CIOs may treat security and quality as just technical issues, but they’re not. The human dimension is more significant than the technical. CIOs will compete to find IT talent to solve these problems. Even more important, CIOs have to get other executives to take on more responsibility for ensuring security and data quality. That’s one thankless task that’s sure to cause friction.

CIO Insight’s Survey Methodology

Each month, CIO Insight’s editors survey hundreds of IT executives on a different topic, then cross-tabulate the results to uncover differences by company size, industry, role and other groupings. Except for our annual alignment survey, which includes both IT and non-IT executives, our research includes only CIOs, CTOs and vice presidents or higher at companies with more than 50 employees.

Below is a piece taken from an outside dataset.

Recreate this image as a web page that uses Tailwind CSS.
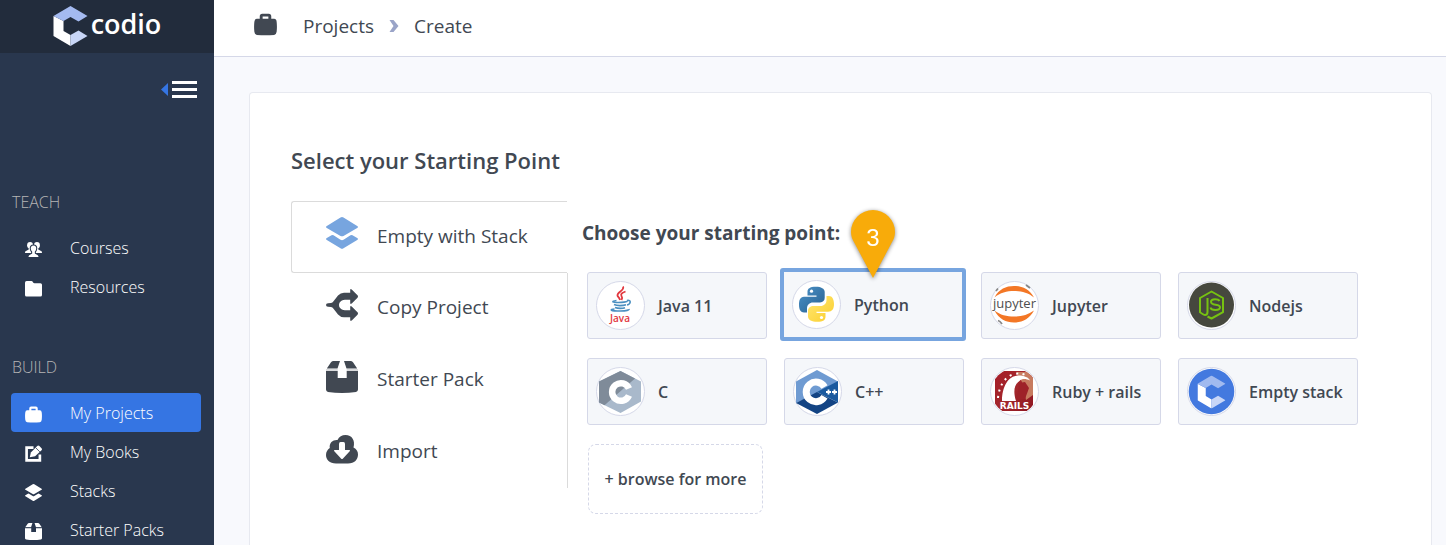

In our 2005 research, on which this special report is based, we conducted 13 surveys and included a total of 5,761 qualified respondents; 64 percent of these participants, on average, were CIOs or CTOs. The surveys are designed by the editors of CIO Insight together with Equation Research, LLC (www.equationresearch.com), an Estes Park, Colo.-based supplier of custom research services. IT executives gathered from Ziff Davis Media publication lists are invited to participate in our studies by e-mail, then answer questions by accessing a password-protected Web site.